In the end, it wasn’t to be. The two runs in the first innings were the only ones the Tuatara picked up. A disastrous fifth innings saw the Aces pick up six runs, calmly loading up the bases and then running batters home one by one. And there, the scores stayed for the rest of the game. Right up to the bottom of the ninth, a miracle still looked possible. But the Aces, after being sloppy early on in the field, turned the screws and closed it out with brutal efficiency.
The season is now over for the Tuatara, and it could be a long offseason. Some of their players will be back, but others will undoubtedly be eyeing a chance at playing in a bigger league. Such is the lot of a small market team, as any fan of the Wellington Phoenix will be able to attest to.

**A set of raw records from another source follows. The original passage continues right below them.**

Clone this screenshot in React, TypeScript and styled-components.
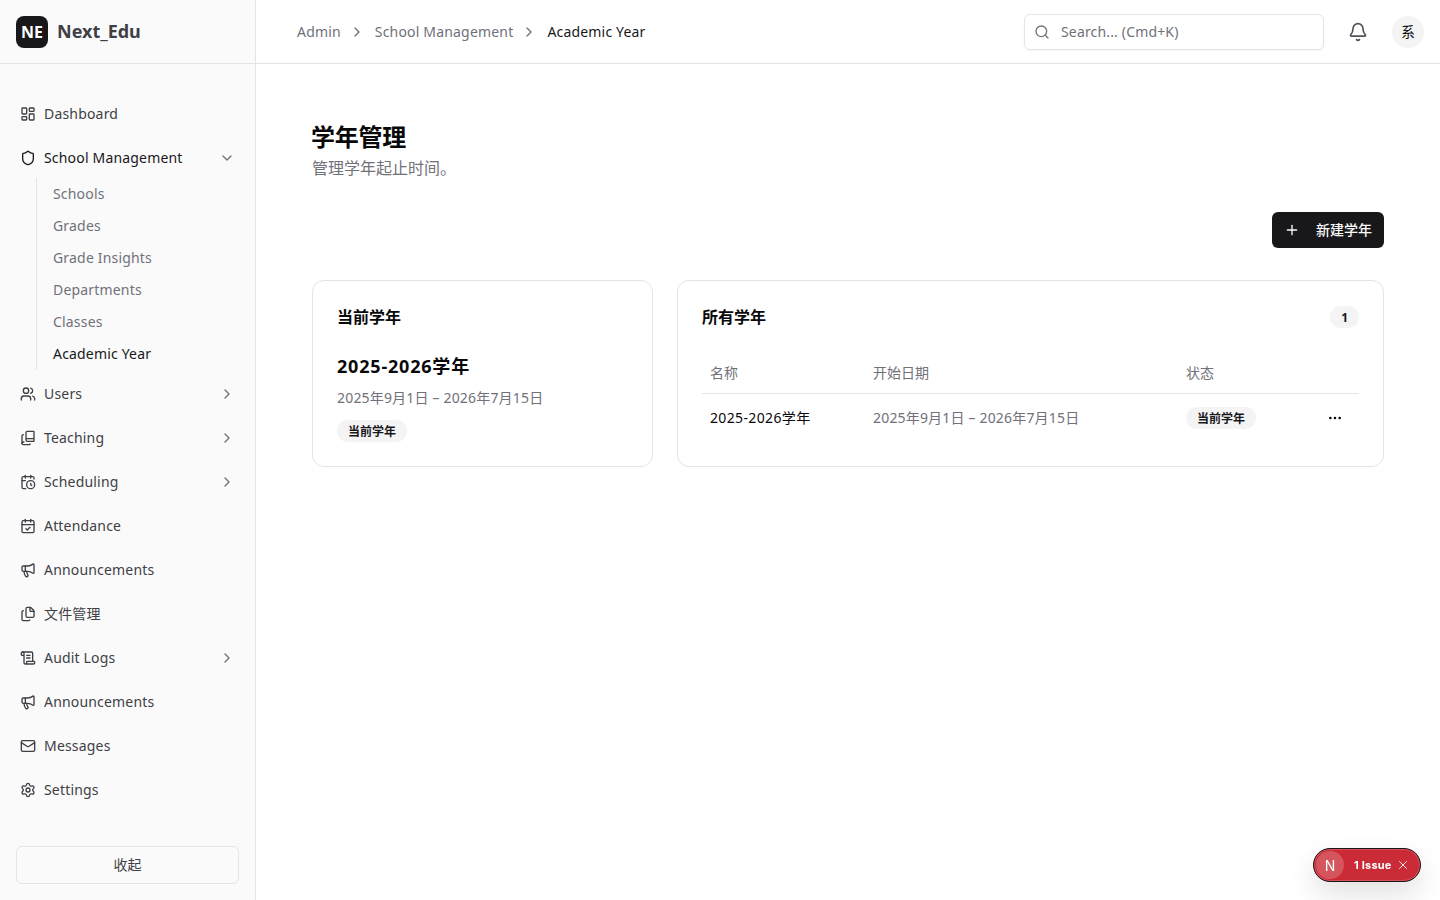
import { ReactNode } from "react";
import styled, { createGlobalStyle } from "styled-components";
import {
  Bell,
  BookCopy,
  CalendarCheck,
  CalendarClock,
  ChevronDown,
  ChevronRight,
  Ellipsis,
  Files,
  LayoutDashboard,
  Mail,
  Megaphone,
  Plus,
  ScrollText,
  Search,
  Settings,
  Shield,
  Users,
  X,
} from "lucide-react";

const GlobalStyle = createGlobalStyle`
  * {
    box-sizing: border-box;
  }

  html, body {
    margin: 0;
    height: 100%;
    background: #fff;
    color: #09090b;
    font-family: "Noto Sans", "Noto Sans CJK SC", sans-serif;
    font-size: 14px;
  }
`;

const Shell = styled.div`
  display: flex;
  height: 900px;
  overflow: hidden;
`;

const Sidebar = styled.aside`
  display: flex;
  flex-direction: column;
  flex: 0 0 256px;
  background: #fafafa;
  border-right: 1px solid #e4e4e7;
`;

const Brand = styled.div`
  display: flex;
  align-items: center;
  gap: 9px;
  height: 64px;
  padding: 0 16px;
  border-bottom: 1px solid #e4e4e7;
`;

const LogoMark = styled.div`
  display: flex;
  align-items: center;
  justify-content: center;
  width: 32px;
  height: 32px;
  border-radius: 8px;
  background: #18181b;
  color: #fff;
  font-size: 16px;
  font-weight: 700;
`;

const BrandName = styled.span`
  padding-bottom: 2px;
  color: #3f3f46;
  font-size: 18px;
  font-weight: 700;
`;

const Nav = styled.nav`
  flex: 1;
  padding: 32px 16px 0;
  letter-spacing: 0.18px;
`;

const NavRow = styled.div<{ $open?: boolean; $strong?: boolean }>`
  display: flex;
  align-items: center;
  gap: 8px;
  height: 36px;
  padding: 0 4px;
  margin-bottom: ${(p) => (p.$open ? "2px" : "8px")};
  color: ${(p) => (p.$strong ? "#18181b" : "#3f3f46")};
  line-height: 20px;

  svg {
    flex: none;
  }

  .chevron {
    margin-left: auto;
    color: #71717a;
  }
`;

const SubList = styled.div`
  margin: 0 0 6px 20px;
  padding-left: 16px;
  border-left: 1px solid #e4e4e7;
`;

const SubItem = styled.div<{ $active?: boolean }>`
  display: flex;
  align-items: center;
  height: 32px;
  padding-bottom: 2px;
  color: ${(p) => (p.$active ? "#18181b" : "#71717a")};
`;

const CollapseButton = styled.button`
  display: block;
  width: 223px;
  height: 38px;
  margin: 0 16px 16px;
  padding: 0 0 2px;
  border: 1px solid #e4e4e7;
  border-radius: 6px;
  background: #fafafa;
  color: #3f3f46;
  font: inherit;
`;

const Content = styled.div`
  flex: 1;
  min-width: 0;
`;

const TopBar = styled.header`
  display: flex;
  align-items: center;
  height: 64px;
  padding: 0 16px 0 41px;
  border-bottom: 1px solid #e4e4e7;
`;

const Crumbs = styled.div`
  display: flex;
  align-items: center;
  flex: 1;
  color: #71717a;
  letter-spacing: 0.18px;

  svg {
    margin: 0 10px 0 8px;
  }
`;

const CrumbCurrent = styled.span`
  color: #18181b;
`;

const SearchBox = styled.div`
  display: flex;
  align-items: center;
  gap: 11px;
  width: 300px;
  height: 36px;
  padding: 0 9px;
  border: 1px solid #e4e4e7;
  border-radius: 6px;
  box-shadow: 0 1px 2px rgba(0, 0, 0, 0.05);
  color: #71717a;
  letter-spacing: 0.16px;
`;

const BellButton = styled.div`
  display: flex;
  margin-left: 24px;
  color: #52525b;
`;

const Avatar = styled.div`
  display: flex;
  align-items: center;
  justify-content: center;
  width: 32px;
  height: 32px;
  margin-left: 24px;
  padding-bottom: 2px;
  border-radius: 50%;
  background: #f4f4f5;
  color: #09090b;
  font-size: 14px;
`;

const Main = styled.main`
  padding: 56px 56px 0;
`;

const PageTitle = styled.h1`
  margin: 0 0 0 -1px;
  font-size: 24px;
  font-weight: 700;
  line-height: 33px;
  letter-spacing: -0.25px;
  color: #09090b;
`;

const PageSubtitle = styled.p`
  margin: 3px 0 0;
  font-size: 16px;
  line-height: 24px;
  color: #71717a;
`;

const Toolbar = styled.div`
  display: flex;
  justify-content: flex-end;
  margin: 32px 0;
`;

const PrimaryButton = styled.button`
  display: flex;
  align-items: center;
  gap: 16px;
  height: 36px;
  padding: 0 12px;
  border: 0;
  border-radius: 6px;
  background: #18181b;
  color: #fafafa;
  font: inherit;
  font-weight: 500;

  span {
    padding-bottom: 2px;
  }
`;

const Cards = styled.div`
  display: grid;
  grid-template-columns: 341px 1fr;
  gap: 24px;
  align-items: start;
`;

const Card = styled.section`
  padding: 24px;
  border: 1px solid #e4e4e7;
  border-radius: 12px;
  background: #fff;
`;

const CardHead = styled.div`
  display: flex;
  align-items: center;
  justify-content: space-between;
  height: 24px;
`;

const CardTitle = styled.h2`
  margin: 0;
  font-size: 16px;
  font-weight: 700;
  line-height: 24px;
`;

const YearName = styled.div`
  margin-top: 23px;
  font-size: 18px;
  font-weight: 700;
  line-height: 28px;
  letter-spacing: 0.8px;
`;

const YearRange = styled.div`
  margin: 8px 0 12px;
  line-height: 20px;
  letter-spacing: 0.18px;
  color: #71717a;
`;

const Badge = styled.span`
  display: flex;
  align-items: center;
  width: fit-content;
  height: 22px;
  padding: 0 11px;
  border-radius: 11px;
  background: #f4f4f5;
  color: #18181b;
  font-size: 12px;
  font-weight: 700;
`;

const Table = styled.table`
  width: 100%;
  margin: 24px 0 1px;
  border-collapse: collapse;
  table-layout: fixed;
`;

const HeadCell = styled.th`
  height: 40px;
  padding: 0 8px 1px;
  border-bottom: 1px solid #e4e4e7;
  color: #71717a;
  font-size: 14px;
  font-weight: 400;
  text-align: left;
`;

const Cell = styled.td<{ $muted?: boolean; $spacing?: number }>`
  height: 48px;
  padding: 0 8px 1px;
  color: ${(p) => (p.$muted ? "#71717a" : "#09090b")};
  letter-spacing: ${(p) => p.$spacing ?? 0}px;
`;

const BadgeCell = styled(Cell)`
  padding: 1px 8px 0;
`;

const ActionCell = styled(Cell)`
  padding: 1px 16px 0 8px;

  svg {
    display: block;
    margin-left: auto;
  }
`;

const IssuePill = styled.div`
  position: fixed;
  right: 19px;
  bottom: 18px;
  display: flex;
  align-items: center;
  width: 108px;
  height: 34px;
  padding: 0 10px 0 2px;
  border: 1px solid #18181b;
  border-radius: 17px;
  background: #cb2b36;
  box-shadow: inset 0 0 0 1px rgba(255, 255, 255, 0.18), 0 12px 28px rgba(0, 0, 0, 0.12);
  color: #fff;
  font-family: Inter, sans-serif;
  font-size: 11px;
  font-weight: 700;
  letter-spacing: 0.2px;
`;

const IssueLogo = styled.div`
  display: flex;
  align-items: center;
  justify-content: center;
  width: 28px;
  height: 28px;
  margin-right: 10px;
  border-radius: 50%;
  background: rgba(255, 255, 255, 0.2);
  font-size: 14px;
  font-weight: 400;
`;

const IssueClose = styled(X)`
  margin-left: auto;
`;

type Item = { label: string; icon: ReactNode; more?: boolean };

const firstItems: Item[] = [
  { label: "Users", icon: <Users size={16} />, more: true },
  { label: "Teaching", icon: <BookCopy size={16} />, more: true },
  { label: "Scheduling", icon: <CalendarClock size={16} />, more: true },
  { label: "Attendance", icon: <CalendarCheck size={16} /> },
  { label: "Announcements", icon: <Megaphone size={16} /> },
  { label: "文件管理", icon: <Files size={16} /> },
  { label: "Audit Logs", icon: <ScrollText size={16} />, more: true },
  { label: "Announcements", icon: <Megaphone size={16} /> },
  { label: "Messages", icon: <Mail size={16} /> },
  { label: "Settings", icon: <Settings size={16} /> },
];

const subItems = ["Schools", "Grades", "Grade Insights", "Departments", "Classes", "Academic Year"];

const App = () => {
  return (
    <Shell>
      <GlobalStyle />
      <Sidebar>
        <Brand>
          <LogoMark>NE</LogoMark>
          <BrandName>Next_Edu</BrandName>
        </Brand>
        <Nav>
          <NavRow>
            <LayoutDashboard size={16} />
            Dashboard
          </NavRow>
          <NavRow $open $strong>
            <Shield size={16} />
            School Management
            <ChevronDown className="chevron" size={16} />
          </NavRow>
          <SubList>
            {subItems.map((name) => (
              <SubItem key={name} $active={name === "Academic Year"}>
                {name}
              </SubItem>
            ))}
          </SubList>
          {firstItems.map((item, i) => (
            <NavRow key={i}>
              {item.icon}
              {item.label}
              {item.more && <ChevronRight className="chevron" size={16} />}
            </NavRow>
          ))}
        </Nav>
        <CollapseButton>收起</CollapseButton>
      </Sidebar>
      <Content>
        <TopBar>
          <Crumbs>
            Admin
            <ChevronRight size={16} />
            School Management
            <ChevronRight size={16} />
            <CrumbCurrent>Academic Year</CrumbCurrent>
          </Crumbs>
          <SearchBox>
            <Search size={16} />
            Search... (Cmd+K)
          </SearchBox>
          <BellButton>
            <Bell size={20} />
          </BellButton>
          <Avatar>系</Avatar>
        </TopBar>
        <Main>
          <PageTitle>学年管理</PageTitle>
          <PageSubtitle>管理学年起止时间。</PageSubtitle>
          <Toolbar>
            <PrimaryButton>
              <Plus size={16} />
              <span>新建学年</span>
            </PrimaryButton>
          </Toolbar>
          <Cards>
            <Card>
              <CardHead>
                <CardTitle>当前学年</CardTitle>
              </CardHead>
              <YearName>2025-2026学年</YearName>
              <YearRange>2025年9月1日 – 2026年7月15日</YearRange>
              <Badge>当前学年</Badge>
            </Card>
            <Card>
              <CardHead>
                <CardTitle>所有学年</CardTitle>
                <Badge>1</Badge>
              </CardHead>
              <Table>
                <colgroup>
                  <col style={{ width: 163 }} />
                  <col style={{ width: 313 }} />
                  <col style={{ width: 130 }} />
                  <col />
                </colgroup>
                <thead>
                  <tr>
                    <HeadCell>名称</HeadCell>
                    <HeadCell>开始日期</HeadCell>
                    <HeadCell>状态</HeadCell>
                    <HeadCell />
                  </tr>
                </thead>
                <tbody>
                  <tr>
                    <Cell $spacing={0.36}>2025-2026学年</Cell>
                    <Cell $muted $spacing={0.18}>
                      2025年9月1日 – 2026年7月15日
                    </Cell>
                    <BadgeCell>
                      <Badge>当前学年</Badge>
                    </BadgeCell>
                    <ActionCell>
                      <Ellipsis size={16} />
                    </ActionCell>
                  </tr>
                </tbody>
              </Table>
            </Card>
          </Cards>
        </Main>
      </Content>
      <IssuePill>
        <IssueLogo>N</IssueLogo>
        1 Issue
        <IssueClose size={14} strokeWidth={1.5} />
      </IssuePill>
    </Shell>
  );
};

export default App;
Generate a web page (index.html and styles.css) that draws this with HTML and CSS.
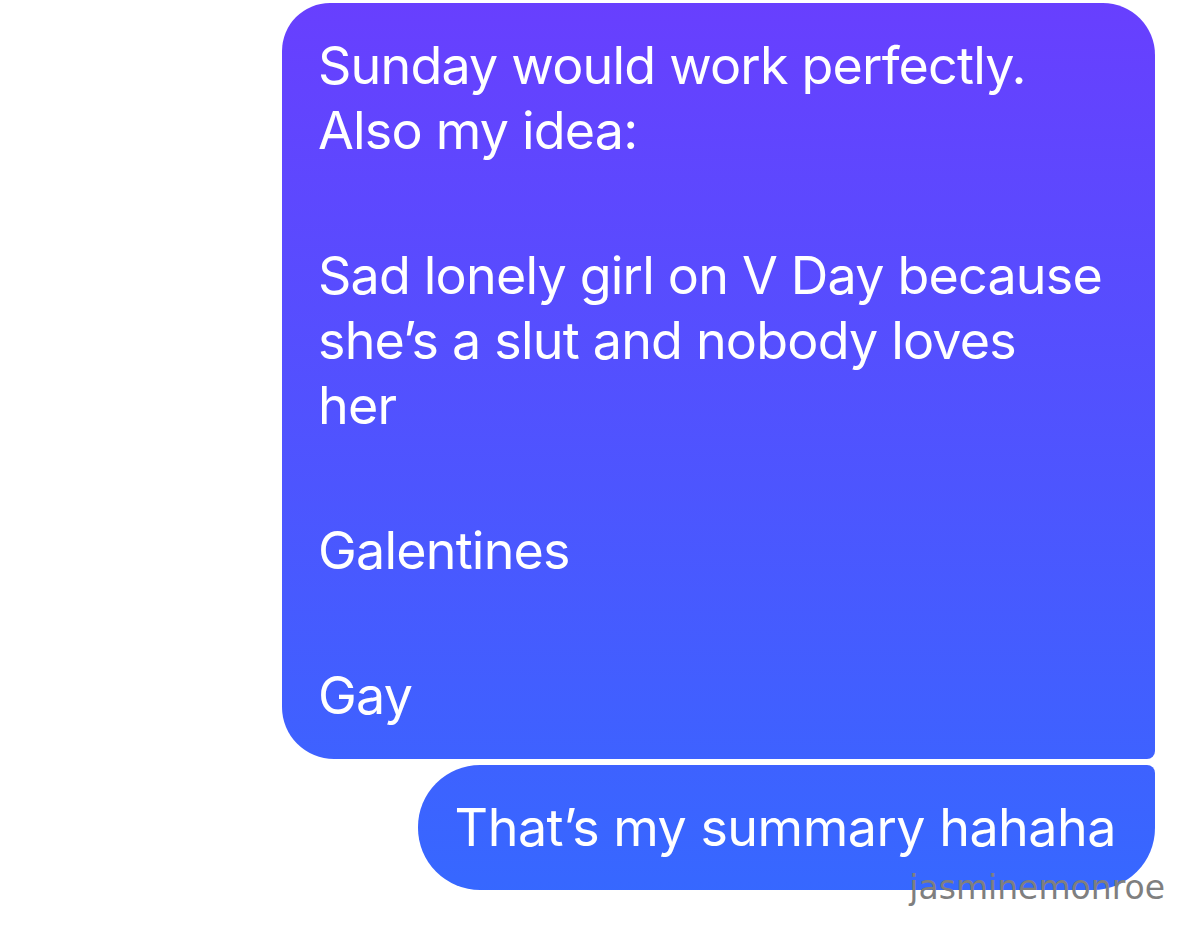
FILE: index.html
```html
<!DOCTYPE html>
<html lang="en">
<head>
<meta charset="utf-8">
<title>Messages</title>
<link rel="stylesheet" href="styles.css">
</head>
<body>
<main class="thread">
  <div class="bubble bubble-first">
    <p class="para">Sunday would work perfectly.<br>Also my idea:</p>
    <p class="para">Sad lonely girl on V Day because<br>she’s a slut and nobody loves<br>her</p>
    <p class="para">Galentines</p>
    <p class="para">Gay</p>
  </div>
  <div class="bubble bubble-last">
    <p class="para">That’s my summary hahaha</p>
  </div>
  <div class="watermark">jasminemonroe</div>
</main>
</body>
</html>
```

FILE: styles.css
```css
html, body {
  margin: 0;
  padding: 0;
  background: #ffffff;
}

.thread {
  position: relative;
  width: 1179px;
  height: 925px;
  box-sizing: border-box;
  padding: 3px 24px 0 0;
  display: flex;
  flex-direction: column;
  align-items: flex-end;
  gap: 6px;
  overflow: hidden;
}

.bubble {
  box-sizing: border-box;
  color: #ffffff;
  font-family: Inter, "Noto Sans", sans-serif;
  font-size: 52px;
  line-height: 65px;
  letter-spacing: -0.8px;
  background-image: linear-gradient(to bottom, #683ffe 0px, #3668ff 900px, #3469ff 925px);
  background-attachment: fixed;
  white-space: nowrap;
}

.para {
  margin: 0;
}

.para + .para {
  margin-top: 80px;
}

.bubble-first {
  width: 873px;
  padding: 30px 38px 31px 36px;
  border-radius: 48px 52px 8px 52px;
}

.bubble-last {
  height: 125px;
  padding: 30px 39px 30px 37px;
  letter-spacing: -0.5px;
  border-radius: 62px 8px 62px 62px;
}

.watermark {
  position: absolute;
  right: 14px;
  top: 868px;
  font-family: "DejaVu Sans", sans-serif;
  font-size: 33px;
  line-height: 40px;
  color: #7f7f7f;
}
```
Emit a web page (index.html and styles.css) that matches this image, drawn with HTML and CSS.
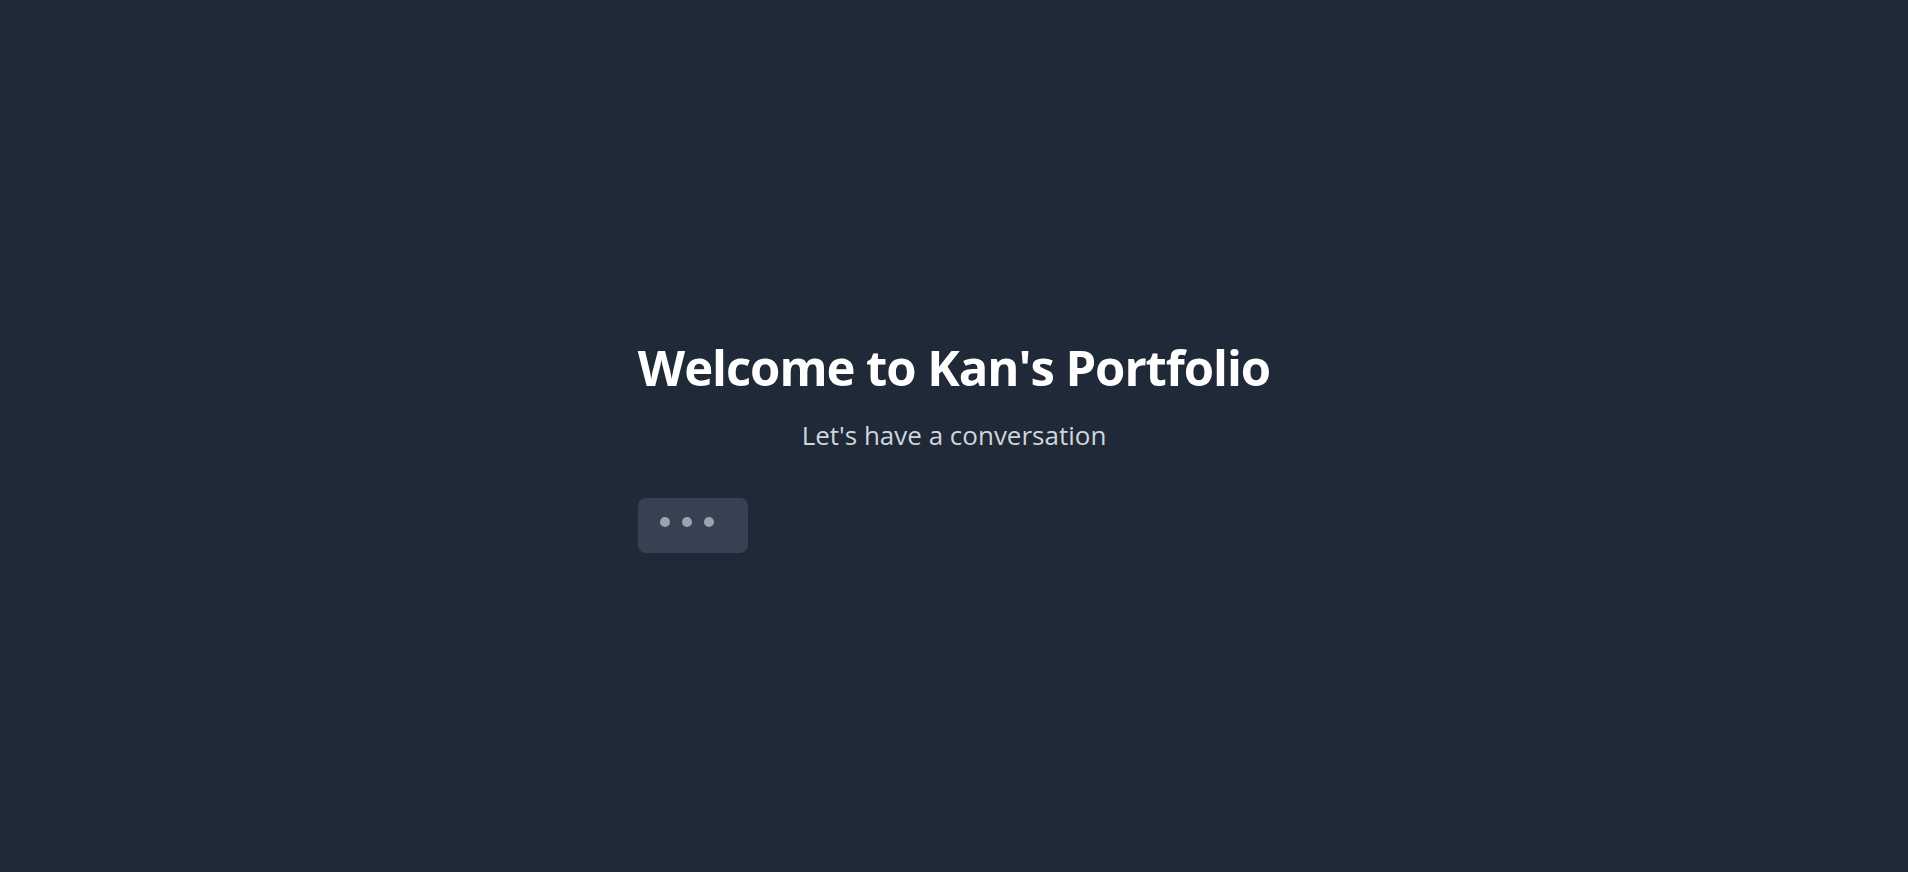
FILE: index.html
```html
<!DOCTYPE html>
<html lang="en">
<head>
<meta charset="utf-8">
<title>Kan's Portfolio</title>
<link rel="stylesheet" href="styles.css">
</head>
<body>
<main class="hero">
  <div class="content">
    <h1 class="title">Welcome to Kan's Portfolio</h1>
    <p class="subtitle">Let's have a conversation</p>
    <div class="chat">
      <div class="bubble typing">
        <span class="dot"></span>
        <span class="dot"></span>
        <span class="dot"></span>
      </div>
    </div>
  </div>
</main>
</body>
</html>
```
FILE: styles.css
```css
html, body {
  margin: 0;
  padding: 0;
}
body {
  background: #1f2937;
  min-height: 100vh;
  font-family: "Open Sans", "Noto Sans", "Liberation Sans", sans-serif;
}
.hero {
  display: flex;
  justify-content: center;
  padding-top: 337px;
}
.content {
  display: flex;
  flex-direction: column;
  width: fit-content;
}
.title {
  margin: 0;
  color: #ffffff;
  font-size: 49px;
  font-weight: 700;
  line-height: 60px;
  letter-spacing: -1.05px;
  text-align: center;
}
.subtitle {
  margin: 21px 0 0;
  color: #d1d5db;
  font-size: 26px;
  line-height: 34px;
  text-align: center;
}
.chat {
  margin-top: 46px;
  display: flex;
}
.bubble {
  width: 110px;
  height: 55px;
  box-sizing: border-box;
  background: #374151;
  border-radius: 8px;
}
.typing {
  display: flex;
  align-items: flex-start;
  gap: 12px;
  padding: 19px 0 0 22px;
}
.dot {
  width: 10px;
  height: 10px;
  border-radius: 50%;
  background: #9ca3af;
}
```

But there is plenty there for the Tuatara to build from. The crowd that turned out was the second largest in ABL history, with more than 4000 coming through the gates. And the merchandise stand did a roaring trade all night, even selling out of playoff themed t-shirts, so it’s a certainty that the Tuatara’s distinctive shade of teal will be seen more around Auckland.
Perhaps it’s a case of “build it and they’ll come”, to paraphrase the iconic baseball film Field of Dreams. After playing in front of hundreds, if not dozens of people at some of their earlier games, the Tuatara repeatedly set attendance records this season. And with eight years still to go on their lease for North Harbour Stadium, there’s plenty of time to build further.
But it was a small moment before the game even started which showed why baseball now has a real chance of taking off in New Zealand. The Tuatara players were warming up with some throws in front of the stands, and some kids ran down to the rail to get a closer look. One had a mitt on, and a Tuatara player grinned at him and spent a minute throwing it to him instead. The kid looked elated afterwards, and will probably remember it for a long time to come. It’s those sorts of moments that give smaller sports a chance to plan for a much bigger future.